— What the exercise asks —
Find the string "component" and gather every line that holds it.

— Data supplied —
#####

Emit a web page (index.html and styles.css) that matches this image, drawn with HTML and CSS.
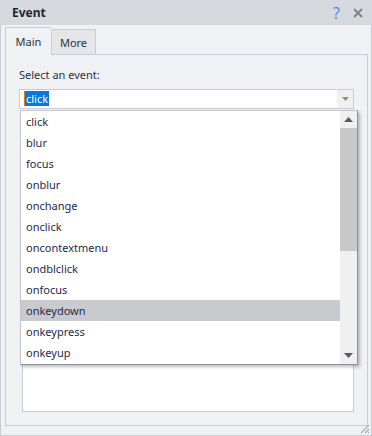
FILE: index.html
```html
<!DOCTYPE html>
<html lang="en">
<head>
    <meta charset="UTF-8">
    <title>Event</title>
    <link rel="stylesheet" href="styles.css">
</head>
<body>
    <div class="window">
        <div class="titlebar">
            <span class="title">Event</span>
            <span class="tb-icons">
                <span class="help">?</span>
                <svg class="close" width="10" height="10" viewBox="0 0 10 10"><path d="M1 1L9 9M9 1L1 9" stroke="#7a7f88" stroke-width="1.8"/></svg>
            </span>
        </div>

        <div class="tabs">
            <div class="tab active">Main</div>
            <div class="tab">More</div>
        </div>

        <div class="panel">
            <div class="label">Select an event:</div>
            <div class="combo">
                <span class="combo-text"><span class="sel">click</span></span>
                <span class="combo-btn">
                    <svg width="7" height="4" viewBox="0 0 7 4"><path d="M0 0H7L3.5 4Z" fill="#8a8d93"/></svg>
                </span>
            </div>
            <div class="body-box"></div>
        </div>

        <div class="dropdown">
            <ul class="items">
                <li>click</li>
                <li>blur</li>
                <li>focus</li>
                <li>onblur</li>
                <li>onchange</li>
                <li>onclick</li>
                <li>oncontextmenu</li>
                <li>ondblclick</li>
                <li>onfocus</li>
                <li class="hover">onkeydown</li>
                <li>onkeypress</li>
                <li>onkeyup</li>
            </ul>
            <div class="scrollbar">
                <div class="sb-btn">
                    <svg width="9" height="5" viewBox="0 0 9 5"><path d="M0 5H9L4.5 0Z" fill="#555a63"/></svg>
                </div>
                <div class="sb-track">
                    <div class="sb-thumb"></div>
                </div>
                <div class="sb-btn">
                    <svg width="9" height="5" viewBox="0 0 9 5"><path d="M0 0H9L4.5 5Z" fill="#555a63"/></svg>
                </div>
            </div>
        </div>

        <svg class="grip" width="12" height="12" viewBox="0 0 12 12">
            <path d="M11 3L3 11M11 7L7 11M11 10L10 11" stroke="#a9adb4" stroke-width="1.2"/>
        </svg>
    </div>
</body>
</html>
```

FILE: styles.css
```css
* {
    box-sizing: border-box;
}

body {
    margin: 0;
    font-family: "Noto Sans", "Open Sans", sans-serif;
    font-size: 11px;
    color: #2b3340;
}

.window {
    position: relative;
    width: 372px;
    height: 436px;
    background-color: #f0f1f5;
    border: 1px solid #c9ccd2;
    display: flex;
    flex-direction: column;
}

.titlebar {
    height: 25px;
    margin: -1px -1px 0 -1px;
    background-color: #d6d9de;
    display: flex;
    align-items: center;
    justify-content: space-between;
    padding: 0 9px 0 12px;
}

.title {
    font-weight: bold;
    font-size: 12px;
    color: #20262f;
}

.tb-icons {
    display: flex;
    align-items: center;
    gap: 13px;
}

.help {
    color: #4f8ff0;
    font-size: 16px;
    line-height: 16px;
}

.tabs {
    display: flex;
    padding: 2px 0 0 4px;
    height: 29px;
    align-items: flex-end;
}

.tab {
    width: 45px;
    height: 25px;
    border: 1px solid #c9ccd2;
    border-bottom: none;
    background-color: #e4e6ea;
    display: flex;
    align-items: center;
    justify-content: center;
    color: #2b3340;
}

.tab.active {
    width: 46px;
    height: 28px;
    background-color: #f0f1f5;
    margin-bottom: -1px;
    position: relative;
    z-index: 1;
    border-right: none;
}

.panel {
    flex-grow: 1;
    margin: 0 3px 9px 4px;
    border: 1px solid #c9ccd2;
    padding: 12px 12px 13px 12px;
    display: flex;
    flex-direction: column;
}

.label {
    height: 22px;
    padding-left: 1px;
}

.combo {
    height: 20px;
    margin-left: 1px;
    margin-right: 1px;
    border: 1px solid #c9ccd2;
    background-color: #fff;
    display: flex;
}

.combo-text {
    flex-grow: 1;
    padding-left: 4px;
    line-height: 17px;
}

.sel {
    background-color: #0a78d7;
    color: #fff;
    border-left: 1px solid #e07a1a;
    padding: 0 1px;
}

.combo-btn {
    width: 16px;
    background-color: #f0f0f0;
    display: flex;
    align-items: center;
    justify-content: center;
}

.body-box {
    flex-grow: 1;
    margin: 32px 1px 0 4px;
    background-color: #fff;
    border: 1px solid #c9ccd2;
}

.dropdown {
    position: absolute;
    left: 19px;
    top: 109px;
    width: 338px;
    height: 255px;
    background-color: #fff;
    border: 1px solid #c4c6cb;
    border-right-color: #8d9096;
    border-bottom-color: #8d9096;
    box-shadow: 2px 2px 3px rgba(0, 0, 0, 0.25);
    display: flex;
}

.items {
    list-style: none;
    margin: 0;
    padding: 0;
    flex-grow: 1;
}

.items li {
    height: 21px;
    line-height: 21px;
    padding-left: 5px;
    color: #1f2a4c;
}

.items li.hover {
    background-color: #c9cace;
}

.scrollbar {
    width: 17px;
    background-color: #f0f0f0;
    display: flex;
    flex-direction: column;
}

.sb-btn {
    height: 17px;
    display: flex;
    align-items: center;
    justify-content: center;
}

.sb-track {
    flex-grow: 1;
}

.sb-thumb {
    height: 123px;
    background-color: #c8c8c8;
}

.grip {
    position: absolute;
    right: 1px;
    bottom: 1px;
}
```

#####

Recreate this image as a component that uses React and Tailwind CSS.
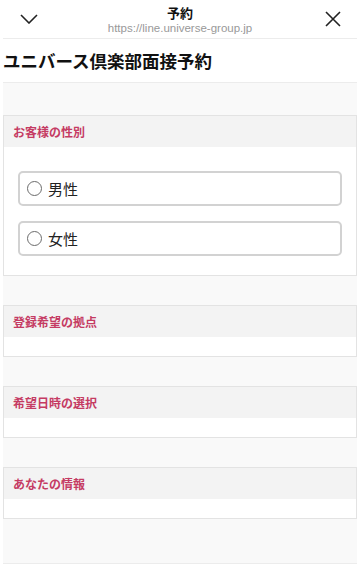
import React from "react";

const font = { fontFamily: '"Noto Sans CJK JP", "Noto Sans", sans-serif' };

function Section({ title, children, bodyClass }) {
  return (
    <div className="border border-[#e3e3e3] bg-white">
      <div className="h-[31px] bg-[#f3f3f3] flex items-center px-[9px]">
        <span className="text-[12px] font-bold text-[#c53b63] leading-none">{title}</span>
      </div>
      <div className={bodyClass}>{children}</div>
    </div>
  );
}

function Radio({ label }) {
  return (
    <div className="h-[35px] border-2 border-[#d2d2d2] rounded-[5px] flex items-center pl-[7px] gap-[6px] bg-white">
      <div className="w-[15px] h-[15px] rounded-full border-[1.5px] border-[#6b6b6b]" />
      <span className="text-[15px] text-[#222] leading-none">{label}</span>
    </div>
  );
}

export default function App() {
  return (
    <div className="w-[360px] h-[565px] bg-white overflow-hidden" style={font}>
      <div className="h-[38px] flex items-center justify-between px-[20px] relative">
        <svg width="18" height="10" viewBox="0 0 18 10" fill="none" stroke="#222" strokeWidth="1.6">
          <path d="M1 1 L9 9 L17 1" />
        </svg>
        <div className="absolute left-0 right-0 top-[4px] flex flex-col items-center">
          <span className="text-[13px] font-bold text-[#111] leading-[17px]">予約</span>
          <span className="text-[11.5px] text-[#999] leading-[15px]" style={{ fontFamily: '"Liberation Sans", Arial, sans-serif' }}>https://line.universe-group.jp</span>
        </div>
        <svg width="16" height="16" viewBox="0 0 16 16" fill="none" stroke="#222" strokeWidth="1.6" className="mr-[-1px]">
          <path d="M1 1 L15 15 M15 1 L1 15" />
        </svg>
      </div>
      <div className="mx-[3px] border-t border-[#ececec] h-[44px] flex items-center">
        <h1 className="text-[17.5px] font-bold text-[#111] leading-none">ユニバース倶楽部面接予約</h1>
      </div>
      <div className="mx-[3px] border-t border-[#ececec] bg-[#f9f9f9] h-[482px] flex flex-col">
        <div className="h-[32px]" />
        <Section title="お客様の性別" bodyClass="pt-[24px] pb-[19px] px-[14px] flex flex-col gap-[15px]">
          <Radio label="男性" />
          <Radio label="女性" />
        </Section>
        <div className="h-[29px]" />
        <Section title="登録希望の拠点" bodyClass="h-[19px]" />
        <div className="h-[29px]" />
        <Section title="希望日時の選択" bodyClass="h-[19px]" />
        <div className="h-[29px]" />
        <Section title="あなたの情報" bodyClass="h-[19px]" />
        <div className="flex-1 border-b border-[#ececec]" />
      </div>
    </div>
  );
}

#####

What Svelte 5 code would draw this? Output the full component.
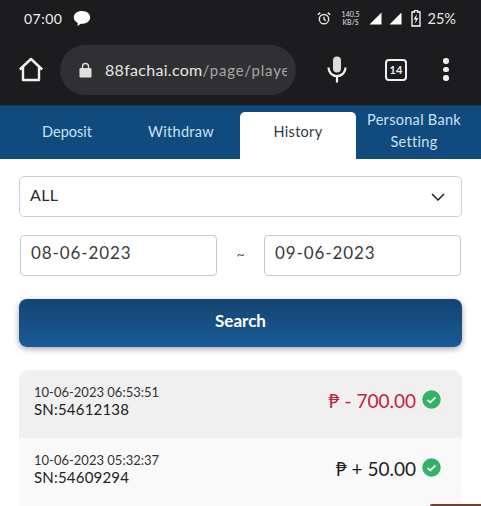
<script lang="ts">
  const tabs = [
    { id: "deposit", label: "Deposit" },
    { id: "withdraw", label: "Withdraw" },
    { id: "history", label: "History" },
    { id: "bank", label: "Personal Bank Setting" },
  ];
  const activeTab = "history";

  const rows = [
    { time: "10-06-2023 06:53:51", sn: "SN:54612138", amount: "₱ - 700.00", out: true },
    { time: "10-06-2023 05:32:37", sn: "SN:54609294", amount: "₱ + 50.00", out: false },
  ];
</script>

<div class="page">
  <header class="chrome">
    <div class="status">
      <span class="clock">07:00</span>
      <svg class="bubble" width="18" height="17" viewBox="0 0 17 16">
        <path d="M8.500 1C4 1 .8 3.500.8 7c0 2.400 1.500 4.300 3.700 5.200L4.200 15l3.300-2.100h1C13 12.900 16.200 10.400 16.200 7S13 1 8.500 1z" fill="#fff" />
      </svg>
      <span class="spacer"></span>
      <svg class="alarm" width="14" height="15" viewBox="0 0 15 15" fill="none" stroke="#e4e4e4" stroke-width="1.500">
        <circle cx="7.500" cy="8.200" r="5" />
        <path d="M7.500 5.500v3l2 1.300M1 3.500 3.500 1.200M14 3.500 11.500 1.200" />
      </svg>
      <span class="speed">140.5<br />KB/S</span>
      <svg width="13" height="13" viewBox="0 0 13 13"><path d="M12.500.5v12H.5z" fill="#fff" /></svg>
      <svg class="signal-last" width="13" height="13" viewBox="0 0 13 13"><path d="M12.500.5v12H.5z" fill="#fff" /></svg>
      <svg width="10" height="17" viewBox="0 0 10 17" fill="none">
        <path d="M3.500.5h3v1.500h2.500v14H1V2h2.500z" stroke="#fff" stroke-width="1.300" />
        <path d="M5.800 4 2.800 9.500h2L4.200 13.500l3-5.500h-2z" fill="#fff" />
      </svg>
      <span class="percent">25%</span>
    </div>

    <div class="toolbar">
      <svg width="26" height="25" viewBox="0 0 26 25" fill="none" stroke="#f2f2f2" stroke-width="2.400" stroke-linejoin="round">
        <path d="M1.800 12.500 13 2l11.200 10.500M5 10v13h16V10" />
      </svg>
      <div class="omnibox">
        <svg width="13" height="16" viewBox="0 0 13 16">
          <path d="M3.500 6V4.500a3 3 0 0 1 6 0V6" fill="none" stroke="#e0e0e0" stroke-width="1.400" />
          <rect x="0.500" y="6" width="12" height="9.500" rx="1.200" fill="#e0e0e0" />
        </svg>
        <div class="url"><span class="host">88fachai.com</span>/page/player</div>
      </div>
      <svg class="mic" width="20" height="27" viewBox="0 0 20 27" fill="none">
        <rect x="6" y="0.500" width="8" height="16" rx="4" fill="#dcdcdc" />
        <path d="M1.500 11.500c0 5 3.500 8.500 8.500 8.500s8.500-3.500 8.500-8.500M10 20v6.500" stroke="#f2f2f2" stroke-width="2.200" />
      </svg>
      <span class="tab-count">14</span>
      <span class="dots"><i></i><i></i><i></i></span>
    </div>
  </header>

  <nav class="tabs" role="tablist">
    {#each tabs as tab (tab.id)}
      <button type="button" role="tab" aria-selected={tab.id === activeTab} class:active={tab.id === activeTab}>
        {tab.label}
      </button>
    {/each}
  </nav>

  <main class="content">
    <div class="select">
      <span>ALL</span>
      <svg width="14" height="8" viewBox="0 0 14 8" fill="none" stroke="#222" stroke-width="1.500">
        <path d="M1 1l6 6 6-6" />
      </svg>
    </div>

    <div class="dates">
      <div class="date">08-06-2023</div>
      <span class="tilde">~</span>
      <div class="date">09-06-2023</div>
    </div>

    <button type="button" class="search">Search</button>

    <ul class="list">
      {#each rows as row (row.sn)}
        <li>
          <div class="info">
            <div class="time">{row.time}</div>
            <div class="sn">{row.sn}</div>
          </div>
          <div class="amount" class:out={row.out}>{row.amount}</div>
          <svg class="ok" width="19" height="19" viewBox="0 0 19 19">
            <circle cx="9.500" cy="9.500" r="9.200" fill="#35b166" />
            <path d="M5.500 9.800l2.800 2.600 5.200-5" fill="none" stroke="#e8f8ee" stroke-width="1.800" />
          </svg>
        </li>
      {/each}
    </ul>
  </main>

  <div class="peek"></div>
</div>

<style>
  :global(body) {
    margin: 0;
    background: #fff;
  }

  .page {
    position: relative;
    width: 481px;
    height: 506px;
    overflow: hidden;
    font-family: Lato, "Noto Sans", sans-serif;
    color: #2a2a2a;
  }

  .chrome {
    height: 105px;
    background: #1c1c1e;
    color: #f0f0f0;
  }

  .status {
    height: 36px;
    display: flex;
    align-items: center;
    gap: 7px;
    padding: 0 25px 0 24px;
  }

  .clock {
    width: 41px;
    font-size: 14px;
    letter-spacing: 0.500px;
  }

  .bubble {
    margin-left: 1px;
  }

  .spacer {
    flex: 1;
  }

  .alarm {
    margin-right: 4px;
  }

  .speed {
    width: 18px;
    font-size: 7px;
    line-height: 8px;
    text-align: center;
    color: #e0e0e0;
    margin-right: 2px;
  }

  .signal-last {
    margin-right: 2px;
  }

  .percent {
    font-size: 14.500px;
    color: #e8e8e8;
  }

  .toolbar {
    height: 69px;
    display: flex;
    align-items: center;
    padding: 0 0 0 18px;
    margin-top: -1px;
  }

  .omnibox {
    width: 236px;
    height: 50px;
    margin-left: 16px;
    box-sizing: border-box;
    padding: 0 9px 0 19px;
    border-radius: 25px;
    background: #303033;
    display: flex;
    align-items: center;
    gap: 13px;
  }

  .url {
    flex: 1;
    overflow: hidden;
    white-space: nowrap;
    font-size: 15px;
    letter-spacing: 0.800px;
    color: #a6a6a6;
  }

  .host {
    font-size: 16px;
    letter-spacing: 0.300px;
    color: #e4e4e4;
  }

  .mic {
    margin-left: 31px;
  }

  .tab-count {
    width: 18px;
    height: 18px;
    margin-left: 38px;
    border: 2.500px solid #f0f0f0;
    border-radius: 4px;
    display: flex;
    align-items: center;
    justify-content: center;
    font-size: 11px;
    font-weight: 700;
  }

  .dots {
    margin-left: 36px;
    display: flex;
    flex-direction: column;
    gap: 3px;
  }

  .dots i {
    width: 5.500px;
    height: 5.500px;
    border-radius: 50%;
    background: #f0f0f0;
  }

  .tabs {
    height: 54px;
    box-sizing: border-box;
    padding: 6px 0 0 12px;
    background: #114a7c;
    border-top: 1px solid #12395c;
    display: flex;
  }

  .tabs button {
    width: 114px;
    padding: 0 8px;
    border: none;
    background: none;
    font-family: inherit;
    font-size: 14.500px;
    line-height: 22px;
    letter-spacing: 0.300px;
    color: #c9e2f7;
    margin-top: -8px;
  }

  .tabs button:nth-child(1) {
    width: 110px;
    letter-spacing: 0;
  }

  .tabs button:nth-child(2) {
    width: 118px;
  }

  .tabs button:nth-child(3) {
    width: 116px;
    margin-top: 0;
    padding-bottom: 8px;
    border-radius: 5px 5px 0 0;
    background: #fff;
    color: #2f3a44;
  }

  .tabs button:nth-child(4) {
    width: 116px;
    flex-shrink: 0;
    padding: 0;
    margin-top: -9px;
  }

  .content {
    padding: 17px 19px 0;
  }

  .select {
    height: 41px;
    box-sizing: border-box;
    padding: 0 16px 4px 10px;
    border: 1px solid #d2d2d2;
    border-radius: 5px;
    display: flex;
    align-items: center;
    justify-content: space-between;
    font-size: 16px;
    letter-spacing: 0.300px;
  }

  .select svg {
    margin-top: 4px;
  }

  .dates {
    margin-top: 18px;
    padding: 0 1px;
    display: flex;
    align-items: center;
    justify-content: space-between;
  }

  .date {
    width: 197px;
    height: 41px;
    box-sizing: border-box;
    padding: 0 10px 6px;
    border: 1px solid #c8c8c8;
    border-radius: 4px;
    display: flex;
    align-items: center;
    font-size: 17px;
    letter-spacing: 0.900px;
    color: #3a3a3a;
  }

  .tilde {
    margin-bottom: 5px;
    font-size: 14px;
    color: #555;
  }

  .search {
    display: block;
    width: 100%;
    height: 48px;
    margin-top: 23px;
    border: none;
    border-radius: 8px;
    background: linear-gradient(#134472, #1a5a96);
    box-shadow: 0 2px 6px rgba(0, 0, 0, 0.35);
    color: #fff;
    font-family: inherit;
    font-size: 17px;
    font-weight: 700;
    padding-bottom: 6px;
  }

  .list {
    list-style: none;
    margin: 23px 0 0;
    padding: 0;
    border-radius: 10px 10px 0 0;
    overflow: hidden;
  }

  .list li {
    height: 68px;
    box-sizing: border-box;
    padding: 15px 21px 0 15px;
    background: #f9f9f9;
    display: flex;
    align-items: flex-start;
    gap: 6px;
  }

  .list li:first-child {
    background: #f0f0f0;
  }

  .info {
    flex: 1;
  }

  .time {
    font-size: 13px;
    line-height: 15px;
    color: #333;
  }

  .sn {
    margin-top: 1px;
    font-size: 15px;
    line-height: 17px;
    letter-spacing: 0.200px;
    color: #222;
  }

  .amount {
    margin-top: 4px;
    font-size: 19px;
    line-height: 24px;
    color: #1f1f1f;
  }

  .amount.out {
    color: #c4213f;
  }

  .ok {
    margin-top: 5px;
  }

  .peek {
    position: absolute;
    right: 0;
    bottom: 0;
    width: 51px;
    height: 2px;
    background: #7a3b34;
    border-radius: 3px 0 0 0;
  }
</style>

#####

— Full answer —
Recreate this image as a component that uses React and Tailwind CSS.
What Svelte 5 code would draw this? Output the full component.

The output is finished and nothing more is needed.